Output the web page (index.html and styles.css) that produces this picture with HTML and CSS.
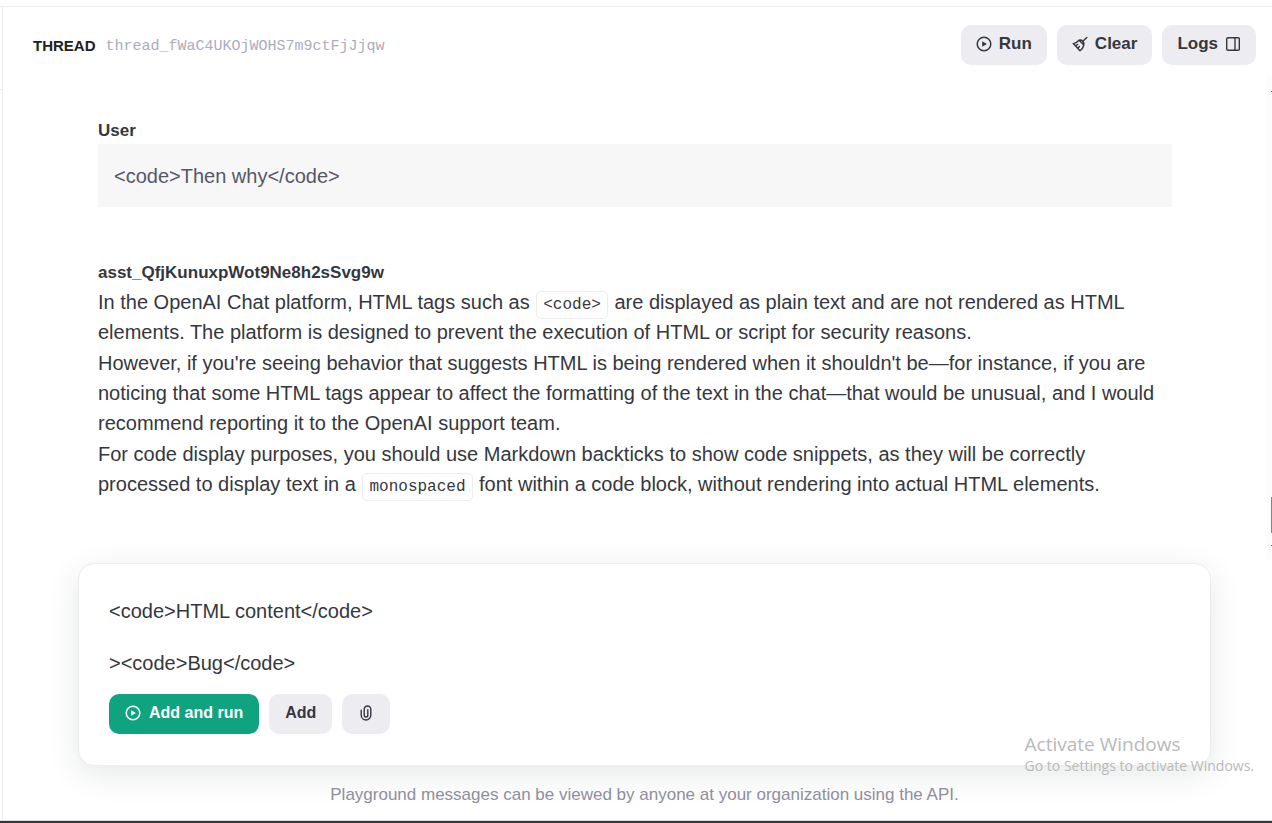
FILE: index.html
```html
<!DOCTYPE html>
<html lang="en">
<head>
<meta charset="utf-8">
<meta name="viewport" content="width=device-width, initial-scale=1">
<title>Playground</title>
<link rel="stylesheet" href="styles.css">
</head>
<body>
<div class="app">
  <aside class="rail"><div class="rail-head"></div></aside>
  <main class="main">
    <header class="header">
      <h1 class="title">THREAD</h1>
      <span class="thread-id">thread_fWaC4UKOjWOHS7m9ctFjJjqw</span>
      <div class="actions">
        <button class="btn" type="button">
          <svg class="icon" viewBox="0 0 16 16" fill="none" stroke="currentColor" stroke-width="1.5"><circle cx="8" cy="8" r="6.8"/><path d="M6.2 5.2v5.6L10.9 8z" fill="currentColor" stroke="none"/></svg>
          Run
        </button>
        <button class="btn" type="button">
          <svg class="icon" viewBox="0 0 16 16" fill="none" stroke="currentColor" stroke-width="1.4" stroke-linecap="round" stroke-linejoin="round"><path d="M14.8 1.4 10.6 5.6M7 4.2 11.8 9M7 4.2Q4.8 6.8 1.2 7.6L8 14.8Q11.2 12.2 11.8 9M7 4.2Q9.2 3.6 10.8 5.2T11.8 9M3.4 9.8 5.6 8.4M6 12.4 7.4 10.4"/></svg>
          Clear
        </button>
        <button class="btn" type="button">
          Logs
          <svg class="icon" viewBox="0 0 16 16" fill="none" stroke="currentColor" stroke-width="1.4"><rect x="1.7" y="1.7" width="12.6" height="12.6" rx="1.2"/><path d="M10 1.7v12.6"/></svg>
        </button>
      </div>
    </header>

    <div class="scroller">
      <section class="messages">
        <article class="message">
          <h2 class="author">User</h2>
          <p class="user-text">&lt;code&gt;Then why&lt;/code&gt;</p>
        </article>
        <article class="message">
          <h2 class="author">asst_QfjKunuxpWot9Ne8h2sSvg9w</h2>
          <p class="reply">In the OpenAI Chat platform, HTML tags such as <code class="code">&lt;code&gt;</code> are displayed as plain text and are not rendered as HTML<br>elements. The platform is designed to prevent the execution of HTML or script for security reasons.</p>
          <p class="reply">However, if you're seeing behavior that suggests HTML is being rendered when it shouldn't be—for instance, if you are<br>noticing that some HTML tags appear to affect the formatting of the text in the chat—that would be unusual, and I would<br>recommend reporting it to the OpenAI support team.</p>
          <p class="reply">For code display purposes, you should use Markdown backticks to show code snippets, as they will be correctly<br>processed to display text in a <code class="code">monospaced</code> font within a code block, without rendering into actual HTML elements.</p>
        </article>
      </section>
      <div class="scrollbar"><span class="mark"></span><span class="thumb"></span><span class="mark"></span></div>
    </div>

    <form class="composer">
      <textarea class="input" rows="3" aria-label="Message">&lt;code&gt;HTML content&lt;/code&gt;

&gt;&lt;code&gt;Bug&lt;/code&gt;</textarea>
      <div class="buttons">
        <button class="btn primary" type="button">
          <svg class="icon" viewBox="0 0 16 16" fill="none" stroke="currentColor" stroke-width="1.5"><circle cx="8" cy="8" r="6.8"/><path d="M6.2 5.2v5.6L10.9 8z" fill="currentColor" stroke="none"/></svg>
          Add and run
        </button>
        <button class="btn" type="button">Add</button>
        <button class="btn" type="button" aria-label="Attach file">
          <svg class="icon" viewBox="0 0 16 16" fill="none" stroke="currentColor" stroke-width="1.4" stroke-linecap="round"><path d="M3.2 5.2v5a4.8 4.8 0 0 0 9.6 0V4.3a3.3 3.3 0 0 0-6.6 0v5.9a1.8 1.8 0 0 0 3.6 0V4.8"/></svg>
        </button>
      </div>
    </form>
    <p class="note">Playground messages can be viewed by anyone at your organization using the API.</p>
  </main>
</div>
<div class="watermark">
  <p class="watermark-title">Activate Windows</p>
  <p class="watermark-text">Go to Settings to activate Windows.</p>
</div>
</body>
</html>
```
FILE: styles.css
```css
* { box-sizing: border-box; }
body {
  margin: 0;
  min-height: 100vh;
  display: flex;
  flex-direction: column;
  padding-top: 6px;
  background: #fff;
  border-bottom: 2px solid #353539;
  color: #353740;
  font-family: "Liberation Sans", Arial, sans-serif;
  overflow: hidden;
}
h1, h2, p { margin: 0; }
.app {
  flex: 1;
  display: flex;
  border-top: 1px solid #ececf1;
  border-bottom: 1px solid #dcdcde;
}
.rail { width: 3px; border-right: 1px solid #ececf1; }
.rail-head { height: 83px; border-bottom: 1px solid #ececf1; }
.main { flex: 1; display: flex; flex-direction: column; min-width: 0; }
.header {
  display: flex;
  align-items: center;
  padding: 18px 16px 10px 30px;
}
.title { padding-top: 2px; font-size: 15px; font-weight: 700; line-height: 24px; color: #202123; }
.thread-id {
  padding-top: 2px;
  margin-left: 10px;
  font-family: "Liberation Mono", monospace;
  font-size: 15px;
  color: #acacbe;
}
.actions { margin-left: auto; display: flex; gap: 10px; }
.btn {
  display: flex;
  align-items: center;
  gap: 8px;
  height: 40px;
  padding: 0 15px 2px;
  border: 0;
  border-radius: 10px;
  background: #ececf1;
  color: #353740;
  font: 700 17px/24px "Liberation Sans", Arial, sans-serif;
}
.actions .btn { gap: 7px; }
.buttons .btn { padding: 0 16px 2px; font-size: 16px; }
.primary { background: #10a37f; color: #fff; }
.icon { width: 16px; height: 16px; }
.scroller { flex: 1; display: flex; }
.messages {
  flex: 1;
  display: flex;
  flex-direction: column;
  gap: 52px;
  padding: 42px 95px 0;
}
.author { padding-top: 1px; font-size: 17px; line-height: 26px; }
.user-text {
  padding: 17px 16px 16px;
  background: #f7f7f8;
  color: #565869;
  font-size: 20px;
  line-height: 30px;
}
.reply { margin-top: 1px; font-size: 20px; line-height: 30px; white-space: nowrap; }
.code {
  margin: 0 1px;
  padding: 4px 6px;
  border: 1px solid #ececf1;
  border-radius: 5px;
  font-family: "Liberation Mono", monospace;
  font-size: 16px;
  line-height: 20px;
}
.scrollbar {
  width: 5px;
  height: 485px;
  display: flex;
  flex-direction: column;
  align-items: flex-end;
  padding: 16px 0 14px;
  background: #fcfcfc;
}
.mark { width: 1px; height: 1px; background: #606060; }
.thumb { width: 1px; height: 36px; margin: auto 0 12px; background: #858585; }
.composer {
  margin: 0 61px 0 75px;
  padding: 34px 30px 31px;
  border: 1px solid #ececf1;
  border-radius: 16px;
  background: #fff;
  box-shadow: 0 8px 32px rgba(20, 50, 40, 0.11);
}
.input {
  display: block;
  width: 100%;
  padding: 0;
  border: 0;
  outline: 0;
  resize: none;
  background: transparent;
  color: #353740;
  font: 20px/26px "Liberation Sans", Arial, sans-serif;
  overflow: hidden;
}
.buttons { display: flex; gap: 10px; margin-top: 18px; }
.note {
  padding: 17px 0 13px 14px;
  text-align: center;
  font-size: 17px;
  line-height: 24px;
  color: #8e8ea0;
}
.watermark {
  position: absolute;
  right: 18px;
  bottom: 47px;
  color: #b9b9b9;
  font-family: "Open Sans", sans-serif;
}
.watermark-title { font-size: 19px; line-height: 24px; }
.watermark-text { font-size: 14px; line-height: 20px; }
```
· · ·
Print the listing above in full, exactly as written. Omit any pictures.

Output the web page (index.html and styles.css) that produces this picture with HTML and CSS.
FILE: index.html
```html
<!DOCTYPE html>
<html lang="en">
<head>
<meta charset="utf-8">
<meta name="viewport" content="width=device-width, initial-scale=1">
<title>Playground</title>
<link rel="stylesheet" href="styles.css">
</head>
<body>
<div class="app">
  <aside class="rail"><div class="rail-head"></div></aside>
  <main class="main">
    <header class="header">
      <h1 class="title">THREAD</h1>
      <span class="thread-id">thread_fWaC4UKOjWOHS7m9ctFjJjqw</span>
      <div class="actions">
        <button class="btn" type="button">
          <svg class="icon" viewBox="0 0 16 16" fill="none" stroke="currentColor" stroke-width="1.5"><circle cx="8" cy="8" r="6.8"/><path d="M6.2 5.2v5.6L10.9 8z" fill="currentColor" stroke="none"/></svg>
          Run
        </button>
        <button class="btn" type="button">
          <svg class="icon" viewBox="0 0 16 16" fill="none" stroke="currentColor" stroke-width="1.4" stroke-linecap="round" stroke-linejoin="round"><path d="M14.8 1.4 10.6 5.6M7 4.2 11.8 9M7 4.2Q4.8 6.8 1.2 7.6L8 14.8Q11.2 12.2 11.8 9M7 4.2Q9.2 3.6 10.8 5.2T11.8 9M3.4 9.8 5.6 8.4M6 12.4 7.4 10.4"/></svg>
          Clear
        </button>
        <button class="btn" type="button">
          Logs
          <svg class="icon" viewBox="0 0 16 16" fill="none" stroke="currentColor" stroke-width="1.4"><rect x="1.7" y="1.7" width="12.6" height="12.6" rx="1.2"/><path d="M10 1.7v12.6"/></svg>
        </button>
      </div>
    </header>

    <div class="scroller">
      <section class="messages">
        <article class="message">
          <h2 class="author">User</h2>
          <p class="user-text">&lt;code&gt;Then why&lt;/code&gt;</p>
        </article>
        <article class="message">
          <h2 class="author">asst_QfjKunuxpWot9Ne8h2sSvg9w</h2>
          <p class="reply">In the OpenAI Chat platform, HTML tags such as <code class="code">&lt;code&gt;</code> are displayed as plain text and are not rendered as HTML<br>elements. The platform is designed to prevent the execution of HTML or script for security reasons.</p>
          <p class="reply">However, if you're seeing behavior that suggests HTML is being rendered when it shouldn't be—for instance, if you are<br>noticing that some HTML tags appear to affect the formatting of the text in the chat—that would be unusual, and I would<br>recommend reporting it to the OpenAI support team.</p>
          <p class="reply">For code display purposes, you should use Markdown backticks to show code snippets, as they will be correctly<br>processed to display text in a <code class="code">monospaced</code> font within a code block, without rendering into actual HTML elements.</p>
        </article>
      </section>
      <div class="scrollbar"><span class="mark"></span><span class="thumb"></span><span class="mark"></span></div>
    </div>

    <form class="composer">
      <textarea class="input" rows="3" aria-label="Message">&lt;code&gt;HTML content&lt;/code&gt;

&gt;&lt;code&gt;Bug&lt;/code&gt;</textarea>
      <div class="buttons">
        <button class="btn primary" type="button">
          <svg class="icon" viewBox="0 0 16 16" fill="none" stroke="currentColor" stroke-width="1.5"><circle cx="8" cy="8" r="6.8"/><path d="M6.2 5.2v5.6L10.9 8z" fill="currentColor" stroke="none"/></svg>
          Add and run
        </button>
        <button class="btn" type="button">Add</button>
        <button class="btn" type="button" aria-label="Attach file">
          <svg class="icon" viewBox="0 0 16 16" fill="none" stroke="currentColor" stroke-width="1.4" stroke-linecap="round"><path d="M3.2 5.2v5a4.8 4.8 0 0 0 9.6 0V4.3a3.3 3.3 0 0 0-6.6 0v5.9a1.8 1.8 0 0 0 3.6 0V4.8"/></svg>
        </button>
      </div>
    </form>
    <p class="note">Playground messages can be viewed by anyone at your organization using the API.</p>
  </main>
</div>
<div class="watermark">
  <p class="watermark-title">Activate Windows</p>
  <p class="watermark-text">Go to Settings to activate Windows.</p>
</div>
</body>
</html>
```
FILE: styles.css
```css
* { box-sizing: border-box; }
body {
  margin: 0;
  min-height: 100vh;
  display: flex;
  flex-direction: column;
  padding-top: 6px;
  background: #fff;
  border-bottom: 2px solid #353539;
  color: #353740;
  font-family: "Liberation Sans", Arial, sans-serif;
  overflow: hidden;
}
h1, h2, p { margin: 0; }
.app {
  flex: 1;
  display: flex;
  border-top: 1px solid #ececf1;
  border-bottom: 1px solid #dcdcde;
}
.rail { width: 3px; border-right: 1px solid #ececf1; }
.rail-head { height: 83px; border-bottom: 1px solid #ececf1; }
.main { flex: 1; display: flex; flex-direction: column; min-width: 0; }
.header {
  display: flex;
  align-items: center;
  padding: 18px 16px 10px 30px;
}
.title { padding-top: 2px; font-size: 15px; font-weight: 700; line-height: 24px; color: #202123; }
.thread-id {
  padding-top: 2px;
  margin-left: 10px;
  font-family: "Liberation Mono", monospace;
  font-size: 15px;
  color: #acacbe;
}
.actions { margin-left: auto; display: flex; gap: 10px; }
.btn {
  display: flex;
  align-items: center;
  gap: 8px;
  height: 40px;
  padding: 0 15px 2px;
  border: 0;
  border-radius: 10px;
  background: #ececf1;
  color: #353740;
  font: 700 17px/24px "Liberation Sans", Arial, sans-serif;
}
.actions .btn { gap: 7px; }
.buttons .btn { padding: 0 16px 2px; font-size: 16px; }
.primary { background: #10a37f; color: #fff; }
.icon { width: 16px; height: 16px; }
.scroller { flex: 1; display: flex; }
.messages {
  flex: 1;
  display: flex;
  flex-direction: column;
  gap: 52px;
  padding: 42px 95px 0;
}
.author { padding-top: 1px; font-size: 17px; line-height: 26px; }
.user-text {
  padding: 17px 16px 16px;
  background: #f7f7f8;
  color: #565869;
  font-size: 20px;
  line-height: 30px;
}
.reply { margin-top: 1px; font-size: 20px; line-height: 30px; white-space: nowrap; }
.code {
  margin: 0 1px;
  padding: 4px 6px;
  border: 1px solid #ececf1;
  border-radius: 5px;
  font-family: "Liberation Mono", monospace;
  font-size: 16px;
  line-height: 20px;
}
.scrollbar {
  width: 5px;
  height: 485px;
  display: flex;
  flex-direction: column;
  align-items: flex-end;
  padding: 16px 0 14px;
  background: #fcfcfc;
}
.mark { width: 1px; height: 1px; background: #606060; }
.thumb { width: 1px; height: 36px; margin: auto 0 12px; background: #858585; }
.composer {
  margin: 0 61px 0 75px;
  padding: 34px 30px 31px;
  border: 1px solid #ececf1;
  border-radius: 16px;
  background: #fff;
  box-shadow: 0 8px 32px rgba(20, 50, 40, 0.11);
}
.input {
  display: block;
  width: 100%;
  padding: 0;
  border: 0;
  outline: 0;
  resize: none;
  background: transparent;
  color: #353740;
  font: 20px/26px "Liberation Sans", Arial, sans-serif;
  overflow: hidden;
}
.buttons { display: flex; gap: 10px; margin-top: 18px; }
.note {
  padding: 17px 0 13px 14px;
  text-align: center;
  font-size: 17px;
  line-height: 24px;
  color: #8e8ea0;
}
.watermark {
  position: absolute;
  right: 18px;
  bottom: 47px;
  color: #b9b9b9;
  font-family: "Open Sans", sans-serif;
}
.watermark-title { font-size: 19px; line-height: 24px; }
.watermark-text { font-size: 14px; line-height: 20px; }
```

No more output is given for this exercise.